» Task description: Write out the data below in full, unchanged, minus the images.

-------- Information shown

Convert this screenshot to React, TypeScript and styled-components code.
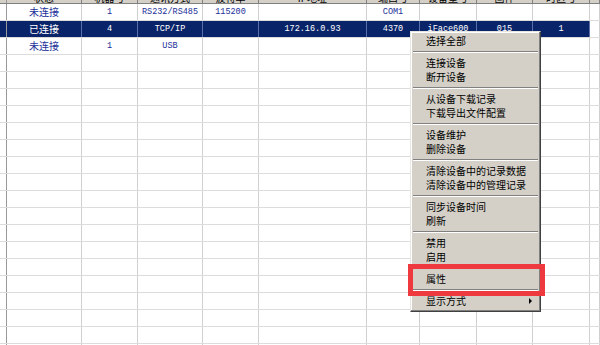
import React from "react";
import styled, { createGlobalStyle } from "styled-components";

const Global = createGlobalStyle`
  html, body { margin: 0; padding: 0; background: #fff; }
  body { font-family: "Noto Sans CJK SC", "Liberation Sans", sans-serif; }
`;

const COLS = "7px 75px 56px 65px 56px 108px 53px 57px 56px 57px 10px";

const Page = styled.div`
  position: relative;
  width: 600px;
  height: 345px;
  overflow: hidden;
  background: #fff;
`;

const Grid = styled.div`
  display: flex;
  flex-direction: column;
  margin-top: -13px;
`;

const Row = styled.div<{ $selected?: boolean; $header?: boolean }>`
  display: grid;
  grid-template-columns: ${COLS};
  height: 17px;
  background: ${(p) => (p.$header ? "#d4d0c8" : "#fff")};
  border-bottom: 1px solid ${(p) => (p.$header ? "#808080" : "#dcdcdc")};
  box-sizing: border-box;
`;

const Cell = styled.div<{ $mono?: boolean; $selected?: boolean; $header?: boolean; $first?: boolean }>`
  display: flex;
  align-items: center;
  justify-content: center;
  overflow: hidden;
  white-space: nowrap;
  box-sizing: border-box;
  border-right: 1px solid
    ${(p) => (p.$first ? "#9a9a9a" : p.$header ? "#808080" : p.$selected ? "#5a6fa8" : "#d0d0d0")};
  background: ${(p) => (p.$selected ? "#0a246a" : "transparent")};
  color: ${(p) => (p.$selected ? "#ffffff" : p.$header ? "#000" : "#22309a")};
  font-family: ${(p) =>
    p.$mono ? `"Liberation Mono", "Noto Sans CJK SC", monospace` : `"Noto Sans CJK SC", sans-serif`};
  font-size: ${(p) => (p.$mono ? "8.5px" : "10px")};
  line-height: 16px;
  padding-top: ${(p) => (p.$header ? "6px" : "0")};
`;

const Menu = styled.div`
  position: absolute;
  left: 410px;
  top: 31px;
  width: 131px;
  box-sizing: border-box;
  background: #d4d0c8;
  border-top: 1px solid #e8e6e0;
  border-left: 1px solid #e8e6e0;
  border-right: 1px solid #404040;
  border-bottom: 1px solid #404040;
  box-shadow: inset -1px -1px 0 #808080, inset 1px 1px 0 #ffffff;
  padding: 2px 2px 3px 2px;
  display: flex;
  flex-direction: column;
`;

const Item = styled.div`
  height: 14px;
  line-height: 14px;
  padding-left: 13px;
  padding-right: 6px;
  font-family: "Noto Sans CJK SC", sans-serif;
  font-size: 10px;
  color: #000;
  display: flex;
  align-items: center;
  justify-content: space-between;
`;

const Sep = styled.div`
  height: 8px;
  display: flex;
  align-items: center;
  &::before {
    content: "";
    flex: 1;
    height: 0;
    border-top: 1px solid #808080;
    border-bottom: 1px solid #ffffff;
  }
`;

const Arrow = styled.span`
  width: 0;
  height: 0;
  border-top: 3px solid transparent;
  border-bottom: 3px solid transparent;
  border-left: 3px solid #000;
`;

const Highlight = styled.div`
  position: absolute;
  left: 408px;
  top: 264px;
  width: 137px;
  height: 32px;
  box-sizing: border-box;
  border: 5px solid #ee3a3f;
`;

type RowData = { cells: string[]; selected?: boolean };

const MONO = [false, false, true, true, true, true, true, true, true, true, false];

const header = ["", "状态", "机器号", "通讯方式", "波特率", "IP地址", "端口号", "设备型号", "固件", "时区号", ""];

const rows: RowData[] = [
  { cells: ["", "未连接", "1", "RS232/RS485", "115200", "", "COM1", "", "", "", ""] },
  { cells: ["", "已连接", "4", "TCP/IP", "", "172.16.0.93", "4370", "iFace600", "015", "1", ""], selected: true },
  { cells: ["", "未连接", "1", "USB", "", "", "", "", "", "", ""] },
];

const emptyCount = 18;

export default function App() {
  const empties: RowData[] = Array.from({ length: emptyCount }, () => ({ cells: Array(11).fill("") }));
  return (
    <>
      <Global />
      <Page>
        <Grid>
          <Row $header>
            {header.map((h, i) => (
              <Cell key={i} $header $first={i === 0}>
                {h}
              </Cell>
            ))}
          </Row>
          {[...rows, ...empties].map((r, ri) => (
            <Row key={ri}>
              {r.cells.map((c, ci) => (
                <Cell
                  key={ci}
                  $mono={MONO[ci]}
                  $first={ci === 0}
                  $selected={r.selected && ci < 10}
                >
                  {c}
                </Cell>
              ))}
            </Row>
          ))}
        </Grid>
        <Menu>
          <Item>选择全部</Item>
          <Sep />
          <Item>连接设备</Item>
          <Item>断开设备</Item>
          <Sep />
          <Item>从设备下载记录</Item>
          <Item>下载导出文件配置</Item>
          <Sep />
          <Item>设备维护</Item>
          <Item>删除设备</Item>
          <Sep />
          <Item>清除设备中的记录数据</Item>
          <Item>清除设备中的管理记录</Item>
          <Sep />
          <Item>同步设备时间</Item>
          <Item>刷新</Item>
          <Sep />
          <Item>禁用</Item>
          <Item>启用</Item>
          <Sep />
          <Item>属性</Item>
          <Sep />
          <Item>
            显示方式
            <Arrow />
          </Item>
        </Menu>
        <Highlight />
      </Page>
    </>
  );
}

----------------

» Answer to this exercise:
Convert this screenshot to React, TypeScript and styled-components code.
import React from "react";
import styled, { createGlobalStyle } from "styled-components";

const Global = createGlobalStyle`
  html, body { margin: 0; padding: 0; background: #fff; }
  body { font-family: "Noto Sans CJK SC", "Liberation Sans", sans-serif; }
`;

const COLS = "7px 75px 56px 65px 56px 108px 53px 57px 56px 57px 10px";

const Page = styled.div`
  position: relative;
  width: 600px;
  height: 345px;
  overflow: hidden;
  background: #fff;
`;

const Grid = styled.div`
  display: flex;
  flex-direction: column;
  margin-top: -13px;
`;

const Row = styled.div<{ $selected?: boolean; $header?: boolean }>`
  display: grid;
  grid-template-columns: ${COLS};
  height: 17px;
  background: ${(p) => (p.$header ? "#d4d0c8" : "#fff")};
  border-bottom: 1px solid ${(p) => (p.$header ? "#808080" : "#dcdcdc")};
  box-sizing: border-box;
`;

const Cell = styled.div<{ $mono?: boolean; $selected?: boolean; $header?: boolean; $first?: boolean }>`
  display: flex;
  align-items: center;
  justify-content: center;
  overflow: hidden;
  white-space: nowrap;
  box-sizing: border-box;
  border-right: 1px solid
    ${(p) => (p.$first ? "#9a9a9a" : p.$header ? "#808080" : p.$selected ? "#5a6fa8" : "#d0d0d0")};
  background: ${(p) => (p.$selected ? "#0a246a" : "transparent")};
  color: ${(p) => (p.$selected ? "#ffffff" : p.$header ? "#000" : "#22309a")};
  font-family: ${(p) =>
    p.$mono ? `"Liberation Mono", "Noto Sans CJK SC", monospace` : `"Noto Sans CJK SC", sans-serif`};
  font-size: ${(p) => (p.$mono ? "8.5px" : "10px")};
  line-height: 16px;
  padding-top: ${(p) => (p.$header ? "6px" : "0")};
`;

const Menu = styled.div`
  position: absolute;
  left: 410px;
  top: 31px;
  width: 131px;
  box-sizing: border-box;
  background: #d4d0c8;
  border-top: 1px solid #e8e6e0;
  border-left: 1px solid #e8e6e0;
  border-right: 1px solid #404040;
  border-bottom: 1px solid #404040;
  box-shadow: inset -1px -1px 0 #808080, inset 1px 1px 0 #ffffff;
  padding: 2px 2px 3px 2px;
  display: flex;
  flex-direction: column;
`;

const Item = styled.div`
  height: 14px;
  line-height: 14px;
  padding-left: 13px;
  padding-right: 6px;
  font-family: "Noto Sans CJK SC", sans-serif;
  font-size: 10px;
  color: #000;
  display: flex;
  align-items: center;
  justify-content: space-between;
`;

const Sep = styled.div`
  height: 8px;
  display: flex;
  align-items: center;
  &::before {
    content: "";
    flex: 1;
    height: 0;
    border-top: 1px solid #808080;
    border-bottom: 1px solid #ffffff;
  }
`;

const Arrow = styled.span`
  width: 0;
  height: 0;
  border-top: 3px solid transparent;
  border-bottom: 3px solid transparent;
  border-left: 3px solid #000;
`;

const Highlight = styled.div`
  position: absolute;
  left: 408px;
  top: 264px;
  width: 137px;
  height: 32px;
  box-sizing: border-box;
  border: 5px solid #ee3a3f;
`;

type RowData = { cells: string[]; selected?: boolean };

const MONO = [false, false, true, true, true, true, true, true, true, true, false];

const header = ["", "状态", "机器号", "通讯方式", "波特率", "IP地址", "端口号", "设备型号", "固件", "时区号", ""];

const rows: RowData[] = [
  { cells: ["", "未连接", "1", "RS232/RS485", "115200", "", "COM1", "", "", "", ""] },
  { cells: ["", "已连接", "4", "TCP/IP", "", "172.16.0.93", "4370", "iFace600", "015", "1", ""], selected: true },
  { cells: ["", "未连接", "1", "USB", "", "", "", "", "", "", ""] },
];

const emptyCount = 18;

export default function App() {
  const empties: RowData[] = Array.from({ length: emptyCount }, () => ({ cells: Array(11).fill("") }));
  return (
    <>
      <Global />
      <Page>
        <Grid>
          <Row $header>
            {header.map((h, i) => (
              <Cell key={i} $header $first={i === 0}>
                {h}
              </Cell>
            ))}
          </Row>
          {[...rows, ...empties].map((r, ri) => (
            <Row key={ri}>
              {r.cells.map((c, ci) => (
                <Cell
                  key={ci}
                  $mono={MONO[ci]}
                  $first={ci === 0}
                  $selected={r.selected && ci < 10}
                >
                  {c}
                </Cell>
              ))}
            </Row>
          ))}
        </Grid>
        <Menu>
          <Item>选择全部</Item>
          <Sep />
          <Item>连接设备</Item>
          <Item>断开设备</Item>
          <Sep />
          <Item>从设备下载记录</Item>
          <Item>下载导出文件配置</Item>
          <Sep />
          <Item>设备维护</Item>
          <Item>删除设备</Item>
          <Sep />
          <Item>清除设备中的记录数据</Item>
          <Item>清除设备中的管理记录</Item>
          <Sep />
          <Item>同步设备时间</Item>
          <Item>刷新</Item>
          <Sep />
          <Item>禁用</Item>
          <Item>启用</Item>
          <Sep />
          <Item>属性</Item>
          <Sep />
          <Item>
            显示方式
            <Arrow />
          </Item>
        </Menu>
        <Highlight />
      </Page>
    </>
  );
}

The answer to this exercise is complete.